I was super impressed with how the Fat Cat 5000 turned so flat in the rough water, and we took on minimal spray. Powercats, depending on their hull shape, have a distinct lean outwards or inwards when turning, but the Fat Cat 5000 did neither. Flat and stable, with minimal cavitation and only a slight drop in speed. I would love to give the boat a thrashing in the calm water. The boat is very stable at rest, and even with three of us standing on the wide side deck, the heel was minimal.
While power cats are traditionally designed for twin engines, the Fat Cat 5000 runs a single outboard in the centre. To avoid cavitation and get clean water to the propeller, Blair designed a significant central pod that seems to work exceptionally well.

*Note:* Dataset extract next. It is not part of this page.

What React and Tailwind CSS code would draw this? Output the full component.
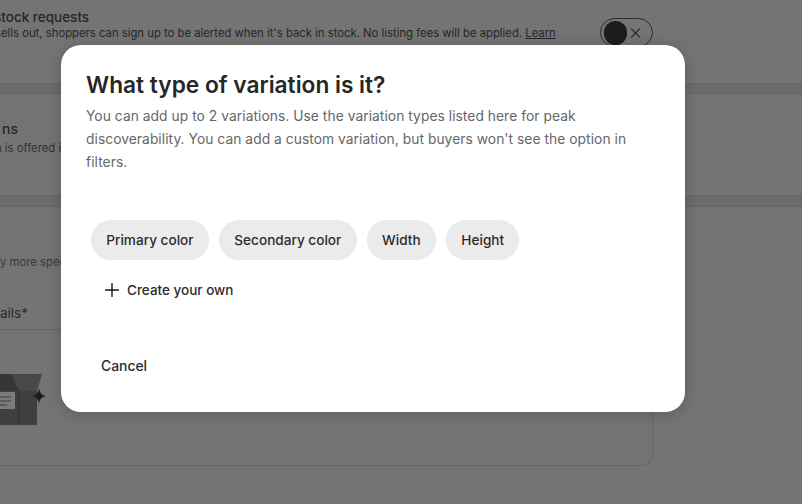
import { Plus, X } from "lucide-react";

const variationTypes = ["Primary color", "Secondary color", "Width", "Height"];

const BoxArt = () => (
  <svg width="48" height="64" viewBox="0 0 48 64" className="block">
    <path d="M0 10 H13 L19 20 L35 20 L37 20 V55 H0 Z" fill="#3f3f3f" />
    <path d="M12 4 H42 L37 21 H19 Z" fill="#484848" />
    <path d="M0 4 H12 L19 21 H0 Z" fill="#363636" />
    <rect x="0" y="22" width="15" height="17" fill="#7b7b7b" />
    <path d="M0 27 H11 M0 31 H11 M0 35 H7" stroke="#3f3f3f" strokeWidth="1" />
    <path d="M19 21 V54" stroke="#2d2d2d" strokeWidth="1" />
    <path d="M39 18 Q39.6 25 46 26 Q39.6 27 39 34 Q38.4 27 32 26 Q38.4 25 39 18 Z" fill="#1c1c1c" />
  </svg>
);

// Dimmed listing form behind the dialog
const BackgroundPage = () => (
  <div className="h-[504px] overflow-hidden bg-[#747474] text-[#262626]">
    <div className="h-[83px] pt-[9px]">
      <div className="-ml-[6px] text-[13.5px] leading-[16px] font-medium whitespace-nowrap">stock requests</div>
      <div className="-ml-[5px] mt-[1px] text-[11.3px] leading-[14px] whitespace-nowrap">
        sells out, shoppers can sign up to be alerted when it's back in stock. No listing fees will be applied.{" "}
        <span className="underline">Learn</span>
      </div>
    </div>
    <div className="h-[11px] border-y border-[#666666] bg-[#6c6c6c]" />
    <div className="h-[101px] pt-[27px]">
      <div className="ml-[2px] text-[14px] leading-[16px] font-medium">ns</div>
      <div className="-ml-[5px] mt-[4px] text-[11.3px] leading-[14px] whitespace-nowrap text-[#333333]">n is offered in</div>
    </div>
    <div className="h-[12px] border-y border-[#666666] bg-[#6c6c6c]" />
    <div className="pt-[48px] text-[11.3px] leading-[14px] whitespace-nowrap text-[#383838]">y more specific</div>
    <div className="mt-[36px] w-[653px] rounded-br-xl border-r border-b border-[#666666]">
      <div className="border-b border-[#666666] pb-[8px] text-[13.5px] leading-[16px] text-[#2b2b2b]">
        ails<span className="text-[#4a1f2c]">*</span>
      </div>
      <div className="h-[135px] pt-[40px]">
        <BoxArt />
      </div>
    </div>
  </div>
);

export default function App() {
  return (
    <div className="relative h-[504px] w-[802px] overflow-hidden font-['Inter',sans-serif]">
      <BackgroundPage />

      <div className="absolute top-[18px] left-[600px] flex h-[29px] w-[53px] items-center justify-between rounded-full border border-[#2b2b2b] pr-[8px] pl-[3px]">
        <span className="h-[24px] w-[24px] rounded-full bg-[#1c1c1c]" />
        <X size={18} strokeWidth={1.5} className="text-[#262626]" />
      </div>

      <div
        role="dialog"
        className="absolute top-[45px] left-[61px] flex h-[367px] w-[624px] flex-col rounded-[20px] bg-white px-[25px] pt-[25px] shadow-[0_2px_16px_rgba(0,0,0,0.2)]"
      >
        <h1 className="text-[22.7px] leading-[30px] font-semibold text-[#262626]">What type of variation is it?</h1>
        <p className="mt-[5px] max-w-[545px] text-[13.8px] leading-[23px] tracking-[0.05px] text-[#666666]">
          You can add up to 2 variations. Use the variation types listed here for peak discoverability. You can add a
          custom variation, but buyers won't see the option in filters.
        </p>

        <div className="mt-[46px] ml-[5px] flex gap-[10.2px]">
          {variationTypes.map((label) => (
            <button
              key={label}
              className="flex h-[40px] items-center rounded-full bg-[#ebebeb] px-[15.3px] text-[13.6px] font-medium whitespace-nowrap text-[#2b2b2b]"
            >
              {label}
            </button>
          ))}
        </div>

        <button className="mt-[18px] ml-[15px] flex h-[24px] items-center gap-[4px] text-[13.5px] font-medium text-[#2b2b2b]">
          <Plus size={22} strokeWidth={1.5} className="text-[#111111]" />
          Create your own
        </button>

        <button className="mt-[54px] ml-[15px] self-start text-[13.9px] leading-[20px] font-medium text-[#2b2b2b]">
          Cancel
        </button>
      </div>
    </div>
  );
}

The Suzuki 140 was probably more power than the Fat Cat 5000 needed, and while we never had any calm water off Gulf Harbour to do our fuel/performance tests, I did manage to crank it out to 33 knots on the GPS in a short following sea. Most of the time I was able to maintain around 20 knots and probably could have gone a little faster. Acceleration to max rpm was very quick.
The range is a single outboard 80hp-140hp, with a 100hp recommended by the builders as the ideal power option.
Plastic to Alloy
The Fat Cat 5000 is the builder’s first foray into aluminium, with all other Fat Cats built using rotationally moulded polyethelene.
“We were getting a lot of enquires for a larger version of the Fat Cat range, but above 5m, you are somewhat limited with what you can do, using a rotationally moulded process, so we needed to look at an alloy alternative”, says Blair.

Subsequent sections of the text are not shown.